**Your goal**
Go through the listing and set it down exactly, leaving out its pictures.
%%
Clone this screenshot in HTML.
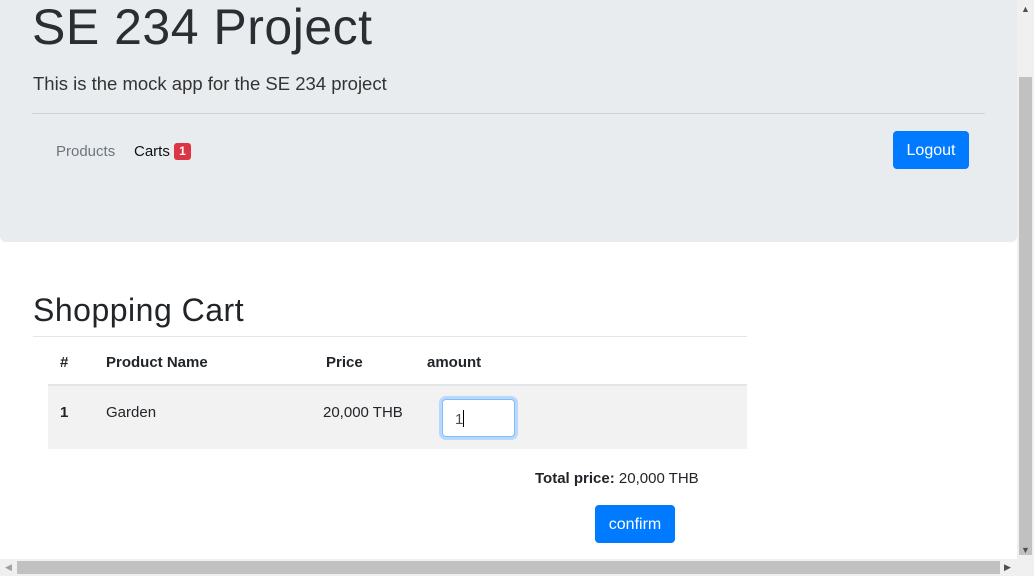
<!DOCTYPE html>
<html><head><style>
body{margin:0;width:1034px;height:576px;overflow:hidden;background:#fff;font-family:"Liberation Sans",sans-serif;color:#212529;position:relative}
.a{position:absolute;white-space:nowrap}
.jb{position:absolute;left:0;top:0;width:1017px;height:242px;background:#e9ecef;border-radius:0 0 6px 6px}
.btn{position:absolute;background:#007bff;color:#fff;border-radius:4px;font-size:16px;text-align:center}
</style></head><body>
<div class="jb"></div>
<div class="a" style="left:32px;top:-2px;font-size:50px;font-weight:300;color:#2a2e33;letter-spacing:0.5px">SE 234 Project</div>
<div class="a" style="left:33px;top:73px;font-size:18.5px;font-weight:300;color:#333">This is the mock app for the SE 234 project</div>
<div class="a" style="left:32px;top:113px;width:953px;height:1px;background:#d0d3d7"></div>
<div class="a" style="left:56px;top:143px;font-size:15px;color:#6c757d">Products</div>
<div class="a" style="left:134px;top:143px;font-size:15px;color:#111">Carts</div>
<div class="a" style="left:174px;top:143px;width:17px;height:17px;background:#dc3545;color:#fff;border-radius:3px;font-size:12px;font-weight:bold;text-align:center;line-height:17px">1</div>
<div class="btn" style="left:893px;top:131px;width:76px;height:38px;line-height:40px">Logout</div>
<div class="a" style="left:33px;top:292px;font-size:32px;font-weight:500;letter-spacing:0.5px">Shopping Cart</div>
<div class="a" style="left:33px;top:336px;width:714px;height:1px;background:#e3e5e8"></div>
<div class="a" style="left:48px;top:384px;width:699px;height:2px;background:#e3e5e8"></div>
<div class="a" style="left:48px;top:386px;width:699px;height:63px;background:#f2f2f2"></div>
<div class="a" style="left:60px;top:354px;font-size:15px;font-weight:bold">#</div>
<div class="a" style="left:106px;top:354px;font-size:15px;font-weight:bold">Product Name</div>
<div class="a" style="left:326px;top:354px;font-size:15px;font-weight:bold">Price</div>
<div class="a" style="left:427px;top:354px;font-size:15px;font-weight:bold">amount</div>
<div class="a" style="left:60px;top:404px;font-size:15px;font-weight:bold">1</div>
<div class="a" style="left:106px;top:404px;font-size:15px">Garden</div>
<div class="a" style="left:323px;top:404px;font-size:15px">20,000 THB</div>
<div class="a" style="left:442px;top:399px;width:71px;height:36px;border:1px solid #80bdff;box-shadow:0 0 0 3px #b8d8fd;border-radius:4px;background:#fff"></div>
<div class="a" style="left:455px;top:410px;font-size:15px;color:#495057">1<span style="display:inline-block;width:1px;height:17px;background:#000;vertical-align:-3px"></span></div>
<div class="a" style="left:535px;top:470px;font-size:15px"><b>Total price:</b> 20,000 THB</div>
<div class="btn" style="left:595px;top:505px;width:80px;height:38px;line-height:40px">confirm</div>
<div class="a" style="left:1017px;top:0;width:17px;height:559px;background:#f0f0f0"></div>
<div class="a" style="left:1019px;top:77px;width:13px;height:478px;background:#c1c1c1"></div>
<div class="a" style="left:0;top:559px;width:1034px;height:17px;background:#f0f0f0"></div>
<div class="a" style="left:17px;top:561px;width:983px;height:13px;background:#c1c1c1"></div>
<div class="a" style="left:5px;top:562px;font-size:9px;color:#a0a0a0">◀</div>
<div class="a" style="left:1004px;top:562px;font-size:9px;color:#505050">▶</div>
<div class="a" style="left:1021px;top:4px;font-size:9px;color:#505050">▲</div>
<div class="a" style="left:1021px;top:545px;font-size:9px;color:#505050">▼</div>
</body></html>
%%
**Final answer**
Clone this screenshot in HTML.
<!DOCTYPE html>
<html><head><style>
body{margin:0;width:1034px;height:576px;overflow:hidden;background:#fff;font-family:"Liberation Sans",sans-serif;color:#212529;position:relative}
.a{position:absolute;white-space:nowrap}
.jb{position:absolute;left:0;top:0;width:1017px;height:242px;background:#e9ecef;border-radius:0 0 6px 6px}
.btn{position:absolute;background:#007bff;color:#fff;border-radius:4px;font-size:16px;text-align:center}
</style></head><body>
<div class="jb"></div>
<div class="a" style="left:32px;top:-2px;font-size:50px;font-weight:300;color:#2a2e33;letter-spacing:0.5px">SE 234 Project</div>
<div class="a" style="left:33px;top:73px;font-size:18.5px;font-weight:300;color:#333">This is the mock app for the SE 234 project</div>
<div class="a" style="left:32px;top:113px;width:953px;height:1px;background:#d0d3d7"></div>
<div class="a" style="left:56px;top:143px;font-size:15px;color:#6c757d">Products</div>
<div class="a" style="left:134px;top:143px;font-size:15px;color:#111">Carts</div>
<div class="a" style="left:174px;top:143px;width:17px;height:17px;background:#dc3545;color:#fff;border-radius:3px;font-size:12px;font-weight:bold;text-align:center;line-height:17px">1</div>
<div class="btn" style="left:893px;top:131px;width:76px;height:38px;line-height:40px">Logout</div>
<div class="a" style="left:33px;top:292px;font-size:32px;font-weight:500;letter-spacing:0.5px">Shopping Cart</div>
<div class="a" style="left:33px;top:336px;width:714px;height:1px;background:#e3e5e8"></div>
<div class="a" style="left:48px;top:384px;width:699px;height:2px;background:#e3e5e8"></div>
<div class="a" style="left:48px;top:386px;width:699px;height:63px;background:#f2f2f2"></div>
<div class="a" style="left:60px;top:354px;font-size:15px;font-weight:bold">#</div>
<div class="a" style="left:106px;top:354px;font-size:15px;font-weight:bold">Product Name</div>
<div class="a" style="left:326px;top:354px;font-size:15px;font-weight:bold">Price</div>
<div class="a" style="left:427px;top:354px;font-size:15px;font-weight:bold">amount</div>
<div class="a" style="left:60px;top:404px;font-size:15px;font-weight:bold">1</div>
<div class="a" style="left:106px;top:404px;font-size:15px">Garden</div>
<div class="a" style="left:323px;top:404px;font-size:15px">20,000 THB</div>
<div class="a" style="left:442px;top:399px;width:71px;height:36px;border:1px solid #80bdff;box-shadow:0 0 0 3px #b8d8fd;border-radius:4px;background:#fff"></div>
<div class="a" style="left:455px;top:410px;font-size:15px;color:#495057">1<span style="display:inline-block;width:1px;height:17px;background:#000;vertical-align:-3px"></span></div>
<div class="a" style="left:535px;top:470px;font-size:15px"><b>Total price:</b> 20,000 THB</div>
<div class="btn" style="left:595px;top:505px;width:80px;height:38px;line-height:40px">confirm</div>
<div class="a" style="left:1017px;top:0;width:17px;height:559px;background:#f0f0f0"></div>
<div class="a" style="left:1019px;top:77px;width:13px;height:478px;background:#c1c1c1"></div>
<div class="a" style="left:0;top:559px;width:1034px;height:17px;background:#f0f0f0"></div>
<div class="a" style="left:17px;top:561px;width:983px;height:13px;background:#c1c1c1"></div>
<div class="a" style="left:5px;top:562px;font-size:9px;color:#a0a0a0">◀</div>
<div class="a" style="left:1004px;top:562px;font-size:9px;color:#505050">▶</div>
<div class="a" style="left:1021px;top:4px;font-size:9px;color:#505050">▲</div>
<div class="a" style="left:1021px;top:545px;font-size:9px;color:#505050">▼</div>
</body></html>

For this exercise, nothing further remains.